:: Exercise ::
Review the material line by line. Identify and copy every line that contains the string "this".

:: Entries provided ::
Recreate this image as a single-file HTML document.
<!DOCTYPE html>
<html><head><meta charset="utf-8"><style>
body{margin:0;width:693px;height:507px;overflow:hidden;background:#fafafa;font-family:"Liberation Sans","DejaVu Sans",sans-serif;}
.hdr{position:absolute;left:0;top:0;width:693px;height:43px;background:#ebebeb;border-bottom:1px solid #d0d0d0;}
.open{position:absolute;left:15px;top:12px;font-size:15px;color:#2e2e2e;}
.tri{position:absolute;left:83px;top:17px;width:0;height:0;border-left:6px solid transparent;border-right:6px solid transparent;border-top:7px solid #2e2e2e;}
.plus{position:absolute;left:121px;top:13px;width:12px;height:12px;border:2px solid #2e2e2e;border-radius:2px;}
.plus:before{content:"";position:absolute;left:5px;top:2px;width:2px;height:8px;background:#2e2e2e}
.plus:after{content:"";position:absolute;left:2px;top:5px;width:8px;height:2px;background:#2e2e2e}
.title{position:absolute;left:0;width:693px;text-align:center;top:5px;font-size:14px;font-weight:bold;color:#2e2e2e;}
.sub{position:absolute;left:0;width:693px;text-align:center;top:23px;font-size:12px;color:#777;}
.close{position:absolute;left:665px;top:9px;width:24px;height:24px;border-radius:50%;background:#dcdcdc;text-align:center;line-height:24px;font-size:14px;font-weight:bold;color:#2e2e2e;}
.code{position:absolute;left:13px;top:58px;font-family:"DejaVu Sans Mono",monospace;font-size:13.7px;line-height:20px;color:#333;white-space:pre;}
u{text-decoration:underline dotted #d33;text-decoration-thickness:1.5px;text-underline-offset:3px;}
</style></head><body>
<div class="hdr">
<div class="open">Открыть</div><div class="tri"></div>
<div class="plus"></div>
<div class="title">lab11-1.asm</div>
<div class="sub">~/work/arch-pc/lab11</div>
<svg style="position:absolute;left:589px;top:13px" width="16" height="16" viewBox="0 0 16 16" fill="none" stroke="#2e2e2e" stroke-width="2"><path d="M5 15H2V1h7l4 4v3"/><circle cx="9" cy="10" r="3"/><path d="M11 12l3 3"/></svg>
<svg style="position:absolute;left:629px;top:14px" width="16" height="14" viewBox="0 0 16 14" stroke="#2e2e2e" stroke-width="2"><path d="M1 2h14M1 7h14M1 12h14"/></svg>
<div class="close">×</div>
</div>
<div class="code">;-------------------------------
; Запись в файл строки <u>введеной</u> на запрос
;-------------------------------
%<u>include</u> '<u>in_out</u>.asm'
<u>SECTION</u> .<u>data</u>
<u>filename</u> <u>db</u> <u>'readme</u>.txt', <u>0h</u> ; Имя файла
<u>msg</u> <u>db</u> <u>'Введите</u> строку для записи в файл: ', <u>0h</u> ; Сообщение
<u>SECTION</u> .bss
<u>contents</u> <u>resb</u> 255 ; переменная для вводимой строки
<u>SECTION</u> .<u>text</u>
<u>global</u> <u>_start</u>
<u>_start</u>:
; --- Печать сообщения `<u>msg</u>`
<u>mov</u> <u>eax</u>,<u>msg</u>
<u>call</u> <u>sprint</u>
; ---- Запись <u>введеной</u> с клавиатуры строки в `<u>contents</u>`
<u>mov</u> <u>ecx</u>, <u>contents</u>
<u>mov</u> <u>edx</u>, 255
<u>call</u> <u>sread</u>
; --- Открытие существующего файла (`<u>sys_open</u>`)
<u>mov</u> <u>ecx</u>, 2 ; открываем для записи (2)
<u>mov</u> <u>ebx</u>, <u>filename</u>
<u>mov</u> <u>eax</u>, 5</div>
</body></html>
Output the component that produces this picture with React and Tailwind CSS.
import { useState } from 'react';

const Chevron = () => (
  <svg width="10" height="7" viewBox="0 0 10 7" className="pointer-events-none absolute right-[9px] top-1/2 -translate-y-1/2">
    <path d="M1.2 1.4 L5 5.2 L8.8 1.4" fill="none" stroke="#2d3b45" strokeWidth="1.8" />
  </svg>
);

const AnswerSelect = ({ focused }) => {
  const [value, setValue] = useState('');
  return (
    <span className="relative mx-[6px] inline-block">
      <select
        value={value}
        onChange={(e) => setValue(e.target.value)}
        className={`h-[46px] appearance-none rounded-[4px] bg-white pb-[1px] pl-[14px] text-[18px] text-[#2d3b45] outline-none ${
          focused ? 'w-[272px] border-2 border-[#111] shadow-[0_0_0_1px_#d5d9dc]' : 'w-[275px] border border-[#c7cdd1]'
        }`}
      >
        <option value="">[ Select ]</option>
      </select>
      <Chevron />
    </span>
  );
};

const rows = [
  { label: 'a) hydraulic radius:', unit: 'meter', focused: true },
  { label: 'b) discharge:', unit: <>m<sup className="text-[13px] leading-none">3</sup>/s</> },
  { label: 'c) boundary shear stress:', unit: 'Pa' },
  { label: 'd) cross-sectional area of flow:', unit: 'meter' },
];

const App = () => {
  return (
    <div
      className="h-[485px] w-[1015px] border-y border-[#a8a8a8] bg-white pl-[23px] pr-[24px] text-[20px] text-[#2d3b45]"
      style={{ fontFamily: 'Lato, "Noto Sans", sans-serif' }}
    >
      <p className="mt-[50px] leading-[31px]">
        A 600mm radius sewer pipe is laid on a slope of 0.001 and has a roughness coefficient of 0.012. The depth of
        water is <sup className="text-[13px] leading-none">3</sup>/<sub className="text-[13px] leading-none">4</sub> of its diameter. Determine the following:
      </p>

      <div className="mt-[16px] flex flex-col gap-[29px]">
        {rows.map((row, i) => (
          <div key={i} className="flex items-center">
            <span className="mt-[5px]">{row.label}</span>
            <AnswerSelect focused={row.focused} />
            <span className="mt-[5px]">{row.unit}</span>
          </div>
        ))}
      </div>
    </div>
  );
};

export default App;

:: Problem solution ::
Recreate this image as a single-file HTML document.
Output the component that produces this picture with React and Tailwind CSS.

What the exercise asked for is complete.